**Code that builds pages:**
◆ ◆ ◆ ◆
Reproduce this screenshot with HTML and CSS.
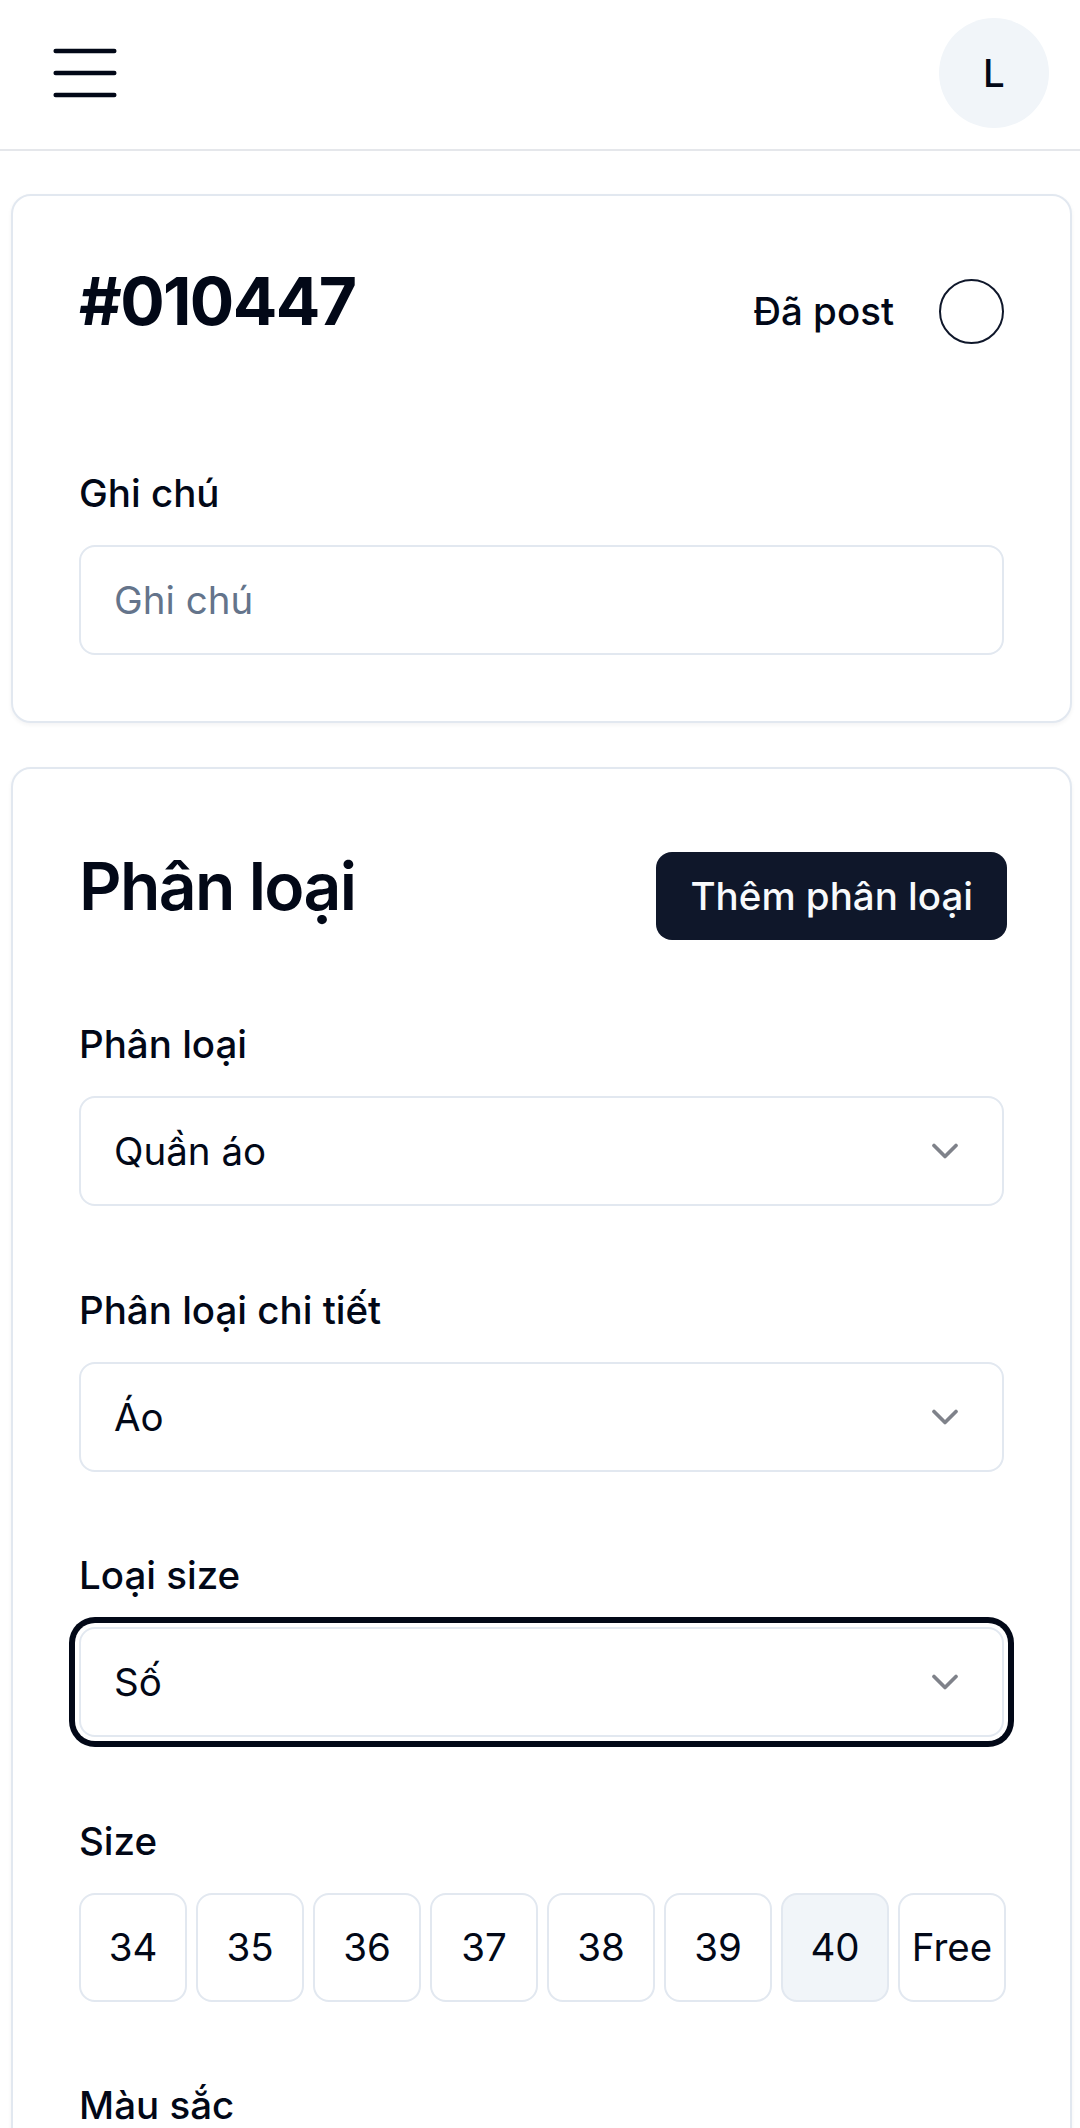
FILE: index.html
```html
<!DOCTYPE html>
<html lang="vi">
<head>
  <meta charset="UTF-8">
  <title>Sản phẩm #010447</title>
  <link rel="stylesheet" href="styles.css">
</head>
<body>

  <header class="topbar">
    <button class="menu-btn" aria-label="Menu">
      <svg width="88" height="88" viewBox="0 0 24 24" fill="none" stroke="#020817" stroke-width="1.2" stroke-linecap="round">
        <line x1="4" y1="6" x2="20" y2="6"/>
        <line x1="4" y1="12" x2="20" y2="12"/>
        <line x1="4" y1="18" x2="20" y2="18"/>
      </svg>
    </button>
    <div class="avatar">L</div>
  </header>

  <main class="page">

    <section class="card card-info">
      <div class="card-head">
        <h1 class="code">#010447</h1>
        <label class="posted">
          <span>Đã post</span>
          <span class="check"></span>
        </label>
      </div>

      <div class="field field-first">
        <label for="note">Ghi chú</label>
        <input type="text" id="note" class="input" placeholder="Ghi chú">
      </div>
    </section>

    <section class="card card-type">
      <div class="card-head head-top">
        <h2 class="title">Phân loại</h2>
        <button class="btn-primary">Thêm phân loại</button>
      </div>

      <div class="field field-first">
        <label>Phân loại</label>
        <button class="select">
          <span>Quần áo</span>
          <svg width="44" height="44" viewBox="0 0 24 24" fill="none" stroke="#020817" stroke-width="2" stroke-linecap="round" stroke-linejoin="round"><path d="m6 9 6 6 6-6"/></svg>
        </button>
      </div>

      <div class="field">
        <label>Phân loại chi tiết</label>
        <button class="select">
          <span>Áo</span>
          <svg width="44" height="44" viewBox="0 0 24 24" fill="none" stroke="#020817" stroke-width="2" stroke-linecap="round" stroke-linejoin="round"><path d="m6 9 6 6 6-6"/></svg>
        </button>
      </div>

      <div class="field">
        <label>Loại size</label>
        <button class="select focused">
          <span>Số</span>
          <svg width="44" height="44" viewBox="0 0 24 24" fill="none" stroke="#020817" stroke-width="2" stroke-linecap="round" stroke-linejoin="round"><path d="m6 9 6 6 6-6"/></svg>
        </button>
      </div>

      <div class="field">
        <label>Size</label>
        <div class="sizes">
          <button class="size">34</button>
          <button class="size">35</button>
          <button class="size">36</button>
          <button class="size">37</button>
          <button class="size">38</button>
          <button class="size">39</button>
          <button class="size active">40</button>
          <button class="size">Free</button>
        </div>
      </div>

      <div class="field">
        <label>Màu sắc</label>
        <button class="select">
          <span>Chọn màu</span>
          <svg width="44" height="44" viewBox="0 0 24 24" fill="none" stroke="#020817" stroke-width="2" stroke-linecap="round" stroke-linejoin="round"><path d="m6 9 6 6 6-6"/></svg>
        </button>
      </div>
    </section>

  </main>

</body>
</html>
```

FILE: styles.css
```css
body {
  margin: 0;
  font-family: Inter, "Noto Sans", sans-serif;
  color: #020817;
  background: #fff;
}

button, input {
  font: inherit;
  color: inherit;
}

.topbar {
  height: 146px;
  padding: 0 31px 3px 41px;
  border-bottom: 2px solid #e5e7eb;
  display: flex;
  align-items: center;
  justify-content: space-between;
}

.menu-btn {
  background: none;
  border: none;
  padding: 0;
  display: flex;
}

.avatar {
  width: 110px;
  height: 110px;
  border-radius: 50%;
  background: #f1f5f9;
  display: flex;
  align-items: center;
  justify-content: center;
  font-size: 38.5px;
  font-weight: 500;
}

.page {
  padding: 43px 8px 0 11px;
}

.card {
  background: #fff;
  border: 2px solid #e2e8f0;
  border-radius: 20px;
  box-shadow: 0 2px 4px rgba(15, 23, 42, 0.05);
  padding: 61px 66px 66px;
}

.card + .card {
  margin-top: 44px;
}

.card-head {
  display: flex;
  align-items: center;
  justify-content: space-between;
}

.code {
  margin: 0;
  font-size: 66px;
  line-height: 88px;
  font-weight: 700;
  letter-spacing: -1.65px;
}

.posted {
  display: flex;
  align-items: center;
  gap: 45px;
  padding-top: 20px;
  font-size: 38.5px;
  font-weight: 500;
}

.check {
  width: 61px;
  height: 61px;
  border: 2.5px solid #0f172a;
  border-radius: 50%;
}

.head-top {
  align-items: flex-start;
}

.title {
  margin: 12px 0 0;
  font-size: 66px;
  line-height: 88px;
  font-weight: 600;
  letter-spacing: -1.65px;
}

.btn-primary {
  margin: 22px -3px 0 0;
  height: 88px;
  padding: 0 34px;
  border: none;
  border-radius: 16px;
  background: #0f172a;
  color: #f8fafc;
  font-size: 38.5px;
  font-weight: 500;
}

.field {
  margin-top: 81.5px;
}

.card-info .field-first {
  margin-top: 126px;
}

.card-type .field-first {
  margin-top: 82px;
}

.field label {
  display: block;
  font-size: 38.5px;
  line-height: 44px;
  font-weight: 500;
  margin-bottom: 30px;
}

.input, .select {
  box-sizing: border-box;
  width: 100%;
  height: 110px;
  border: 2px solid #e2e8f0;
  border-radius: 16px;
  background: #fff;
  font-size: 38.5px;
  padding: 0 33px;
}

.input::placeholder {
  color: #64748b;
}

.select {
  display: flex;
  align-items: center;
  justify-content: space-between;
  text-align: left;
  padding-right: 35px;
}

.select svg {
  opacity: 0.5;
}

.select.focused {
  box-shadow: 0 0 0 4px #fff, 0 0 0 10px #020817;
}

.sizes {
  display: grid;
  grid-template-columns: repeat(8, 108px);
  gap: 9px;
}

.size {
  height: 109px;
  border: 2px solid #e2e8f0;
  border-radius: 16px;
  background: #fff;
  font-size: 38.5px;
  padding: 0;
}

.size.active {
  background: #f1f5f9;
}
```
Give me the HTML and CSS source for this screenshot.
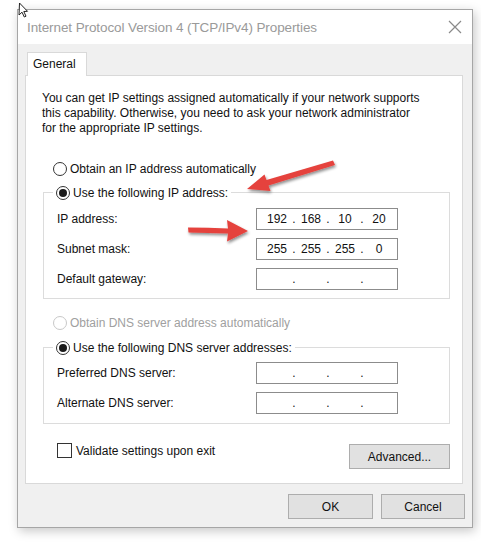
FILE: index.html
```html
<!DOCTYPE html>
<html>
<head>
<meta charset="utf-8">
<link rel="stylesheet" href="styles.css">
</head>
<body>
<div class="window">
  <div class="titlebar">
    <span class="title">Internet Protocol Version 4 (TCP/IPv4) Properties</span>
    <svg class="close" width="14" height="14" viewBox="0 0 14 14"><path d="M1 1L13 13M13 1L1 13" stroke="#8a8a8a" stroke-width="1.2" fill="none"/></svg>
  </div>
  <div class="body">
    <div class="tabs"><div class="tab">General</div></div>
    <div class="panel">
      <p class="desc">You can get IP settings assigned automatically if your network supports this capability. Otherwise, you need to ask your network administrator for the appropriate IP settings.</p>
      <div class="option first"><span class="radio"></span><span>Obtain an IP address automatically</span></div>
      <div class="group g1">
        <div class="legend"><span class="radio checked"></span><span>Use the following IP address:</span></div>
        <div class="fields">
          <span class="label">IP address:</span>
          <div class="ip"><span>192</span><i>.</i><span>168</span><i>.</i><span>10</span><i>.</i><span>20</span></div>
          <span class="label">Subnet mask:</span>
          <div class="ip"><span>255</span><i>.</i><span>255</span><i>.</i><span>255</span><i>.</i><span>0</span></div>
          <span class="label">Default gateway:</span>
          <div class="ip"><span></span><i>.</i><span></span><i>.</i><span></span><i>.</i><span></span></div>
        </div>
      </div>
      <div class="option dns disabled"><span class="radio"></span><span>Obtain DNS server address automatically</span></div>
      <div class="group g2">
        <div class="legend"><span class="radio checked"></span><span>Use the following DNS server addresses:</span></div>
        <div class="fields">
          <span class="label">Preferred DNS server:</span>
          <div class="ip"><span></span><i>.</i><span></span><i>.</i><span></span><i>.</i><span></span></div>
          <span class="label">Alternate DNS server:</span>
          <div class="ip"><span></span><i>.</i><span></span><i>.</i><span></span><i>.</i><span></span></div>
        </div>
      </div>
      <div class="bottomrow">
        <div class="check"><span class="box"></span><span>Validate settings upon exit</span></div>
        <div class="btn adv">Advanced...</div>
      </div>
    </div>
    <div class="actions">
      <div class="btn ok">OK</div>
      <div class="btn cancel">Cancel</div>
    </div>
  </div>
</div>
<svg class="overlay" width="481" height="549" viewBox="0 0 481 549">
  <defs>
    <filter id="sh" x="-20%" y="-50%" width="140%" height="200%">
      <feGaussianBlur in="SourceAlpha" stdDeviation="1.6"/>
      <feOffset dx="1" dy="2" result="b"/>
      <feComponentTransfer><feFuncA type="linear" slope="0.45"/></feComponentTransfer>
      <feMerge><feMergeNode/><feMergeNode in="SourceGraphic"/></feMerge>
    </filter>
  </defs>
  <g fill="#e5423d" filter="url(#sh)">
    <path d="M333 160.5 L335 165 L268.5 185.5 L270.5 191 L247 189 L264.5 174.5 L266.5 180 Z"/>
    <path d="M188 227.5 Q208 227.5 228 228.5 L227 220 L248 231 L227 241.5 L228 233.5 Q208 233 188.5 232.5 Z"/>
  </g>
  <g class="cursor">
    <path d="M19.5 3 L19 15 L22 12.2 L24.3 17 L26 16.2 L23.8 11.5 L27.5 11.3 Z" fill="#fff" stroke="#222" stroke-width="1" stroke-linejoin="round"/>
  </g>
</svg>
</body>
</html>
```
FILE: styles.css
```css
* { box-sizing: border-box; }
html, body { margin: 0; padding: 0; background: #fff; }
body {
  font-family: "Liberation Sans", Arial, sans-serif;
  font-size: 12px;
  color: #111;
  width: 481px;
  height: 549px;
  overflow: hidden;
  position: relative;
}
.window {
  margin: 9px 0 0 17px;
  width: 456px;
  height: 519px;
  border: 1px solid #a6a6a6;
  background: #f0f0f0;
  box-shadow: 2px 3px 10px rgba(0,0,0,0.22);
  display: flex;
  flex-direction: column;
}
.titlebar {
  height: 34px;
  background: #fff;
  display: flex;
  align-items: center;
  justify-content: space-between;
  padding: 0 10px 0 9px;
}
.title {
  color: #9a9a9a;
  font-size: 13.5px;
  letter-spacing: -0.1px;
}
.close { display: block; margin-top: -1px; }
.body {
  flex: 1;
  display: flex;
  flex-direction: column;
  padding: 8px 9px 8px 7px;
}
.tabs { display: flex; height: 23px; }
.tab {
  margin-left: 2px;
  width: 60px;
  height: 24px;
  background: #fff;
  border: 1px solid #d9d9d9;
  border-bottom: none;
  padding: 4px 0 0 5px;
  position: relative;
  z-index: 1;
}
.panel {
  height: 409px;
  background: #fff;
  border: 1px solid #d9d9d9;
  padding: 15px 12px 14px 16px;
  display: flex;
  flex-direction: column;
}
.desc {
  margin: 0;
  line-height: 15px;
  width: 381px;
}
.option, .legend, .check {
  display: flex;
  align-items: center;
  height: 15px;
  gap: 3px;
}
.option { margin-left: 11px; }
.option.first { margin-top: 25px; }
.option.dns { margin-top: 16px; }
.disabled { color: #a0a0a0; }
.radio {
  width: 14px;
  height: 14px;
  border: 1px solid #333;
  border-radius: 50%;
  background: #fff;
  display: flex;
  align-items: center;
  justify-content: center;
  flex: none;
}
.disabled .radio { border-color: #c8c8c8; }
.radio.checked::after {
  content: "";
  width: 8px;
  height: 8px;
  border-radius: 50%;
  background: #1a1a1a;
}
.group {
  margin-left: 1px;
  border: 1px solid #dcdcdc;
  padding: 0 0 8px 13px;
}
.g1 { margin-top: 16px; }
.g2 { margin-top: 17px; padding-bottom: 9px; }
.legend {
  margin: -8px 0 0 -4px;
  padding: 0 3px;
  background: #fff;
  width: fit-content;
}
.fields {
  display: grid;
  grid-template-columns: 199px 142px;
  grid-auto-rows: 22px;
  row-gap: 8px;
  align-items: center;
  margin-top: 8px;
}
.g2 .fields { margin-top: 7px; }
.ip {
  height: 22px;
  border: 1px solid #8c8c8c;
  display: flex;
  align-items: center;
  padding-left: 7px;
  color: #111;
}
.ip span { width: 26px; text-align: center; }
.ip i { font-style: normal; width: 8px; text-align: center; }
.bottomrow {
  margin-top: 20px;
  display: flex;
  justify-content: space-between;
  align-items: flex-start;
}
.check { margin: -1px 0 0 15px; gap: 4px; }
.box {
  width: 15px;
  height: 15px;
  border: 1px solid #333;
  background: #fff;
}
.btn {
  height: 25px;
  background: #e1e1e1;
  border: 1px solid #adadad;
  display: flex;
  align-items: center;
  justify-content: center;
}
.adv { width: 101px; }
.actions {
  margin: 10px -2px 0 0;
  display: flex;
  justify-content: flex-end;
  gap: 8px;
}
.ok { width: 85px; }
.cancel { width: 84px; }
.overlay {
  position: absolute;
  left: 0;
  top: 0;
  pointer-events: none;
}
```
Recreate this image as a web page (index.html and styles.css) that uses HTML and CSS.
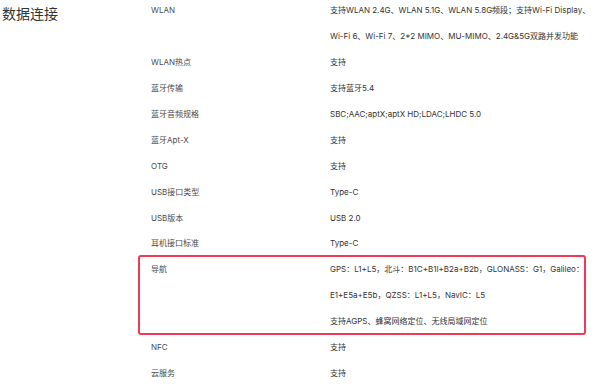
FILE: index.html
```html
<!DOCTYPE html>
<html lang="zh-CN">
<head>
<meta charset="utf-8">
<link rel="stylesheet" href="styles.css">
</head>
<body>
<div class="section">
  <h2 class="title">数据连接</h2>
  <div class="table">
    <div class="row"><div class="label">WLAN</div><div class="value"><span class="line">支持WLAN 2.4G、WLAN 5.1G、WLAN 5.8G频段；支持Wi-Fi Display、</span><span class="line">Wi-Fi 6、Wi-Fi 7、2*2 MIMO、MU-MIMO、2.4G&amp;5G双路并发功能</span></div></div>
    <div class="row"><div class="label">WLAN热点</div><div class="value">支持</div></div>
    <div class="row"><div class="label">蓝牙传输</div><div class="value">支持蓝牙5.4</div></div>
    <div class="row"><div class="label">蓝牙音频规格</div><div class="value">SBC;AAC;aptX;aptX HD;LDAC;LHDC 5.0</div></div>
    <div class="row"><div class="label">蓝牙Apt-X</div><div class="value">支持</div></div>
    <div class="row"><div class="label">OTG</div><div class="value">支持</div></div>
    <div class="row"><div class="label">USB接口类型</div><div class="value">Type-C</div></div>
    <div class="row"><div class="label">USB版本</div><div class="value">USB 2.0</div></div>
    <div class="row"><div class="label">耳机接口标准</div><div class="value">Type-C</div></div>
    <div class="row highlight"><div class="label">导航</div><div class="value"><span class="line">GPS：L1+L5，北斗：B1C+B1I+B2a+B2b，GLONASS：G1，Galileo：</span><span class="line">E1+E5a+E5b，QZSS：L1+L5，NavIC：L5</span><span class="line">支持AGPS、蜂窝网络定位、无线局域网定位</span></div></div>
    <div class="row"><div class="label">NFC</div><div class="value">支持</div></div>
    <div class="row"><div class="label">云服务</div><div class="value">支持</div></div>
  </div>
</div>
</body>
</html>
```
FILE: styles.css
```css
html, body {
  margin: 0;
  padding: 0;
  background: #ffffff;
}
body {
  font-family: "Inter", "Noto Sans CJK SC", sans-serif;
  color: #333333;
}
.section {
  display: flex;
  align-items: flex-start;
}
.title {
  flex: none;
  width: 138px;
  margin: 0;
  padding-left: 2px;
  font-family: "Noto Sans CJK SC", sans-serif;
  font-size: 14px;
  font-weight: normal;
  line-height: 26px;
  color: #333333;
}
.table {
  width: 444px;
  margin-top: -2px;
}
.row {
  display: grid;
  grid-template-columns: 190px 1fr;
  font-size: 8px;
  line-height: 25.93px;
}
.label {
  padding-left: 11px;
  color: #4a4a4a;
}
.value {
  color: #333333;
  white-space: nowrap;
}
.line {
  display: block;
}
.highlight {
  position: relative;
}
.highlight::after {
  content: "";
  position: absolute;
  top: -2px;
  bottom: 0;
  left: -2px;
  right: -2px;
  border: 2px solid #ef3a55;
  border-radius: 3px;
  pointer-events: none;
}
```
◆ ◆ ◆ ◆
**EXERCISE:** Pull every line containing the word "screenshot" out of the material and copy it.

**CORRECT ANSWER:**
Reproduce this screenshot with HTML and CSS.
Give me the HTML and CSS source for this screenshot.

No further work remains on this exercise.